Hesham Amin Hamza El Nasharty and others v J Sainsburys Plc

[2003] EWHC 2195

Parties who want breadth should be explicit

Facts

This was a dispute arising out of a share sale agreement made in 1999 containing an arbitration clause covering any proceedings in relation to the agreement. The defendant purchaser later alleged breach of warranty, and the claimant vendor alleged that a subsequent agreement in 2001 to extend the warranty had been made without due authority, and so any warranty claim was out of time.

Issues

Whether the dispute over the agreement of 2001 was ‘in relation to’ the 1999 agreement containing the arbitration clause, and thus could be the subject of a stay under section 9 of the Arbitration Act 1996.

Decision

The QBD Commercial Court (Julian Flaux QC) held that it was. ‘In relation to’ included disputes which were in connection with or related to the contract as well as those arising out of it.
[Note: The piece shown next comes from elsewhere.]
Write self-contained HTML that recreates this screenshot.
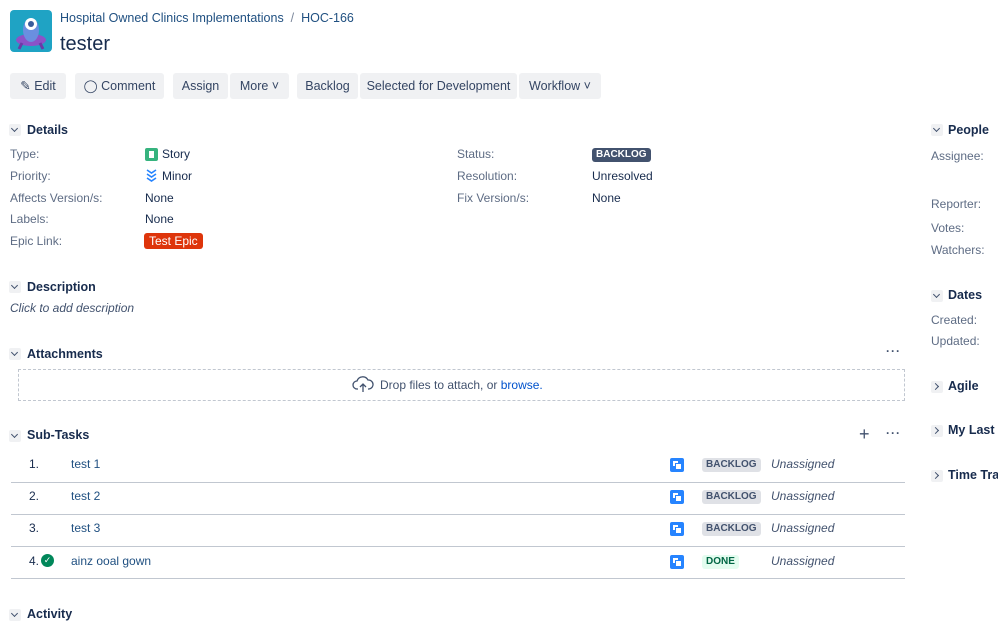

The present dispute was in effect concerning a variation of the original agreement. The stay was granted.

Comment

A sensible decision giving a reasonable and broad interpretation to commonly used words (‘in relation to’) in arbitration agreements. Nevertheless, this is a first instance decision by a deputy High Court judge. It is suggested that parties who want breadth should be explicit and should insert additional words beyond ‘in relation to’ such as ‘connected with’ and ‘touching upon’.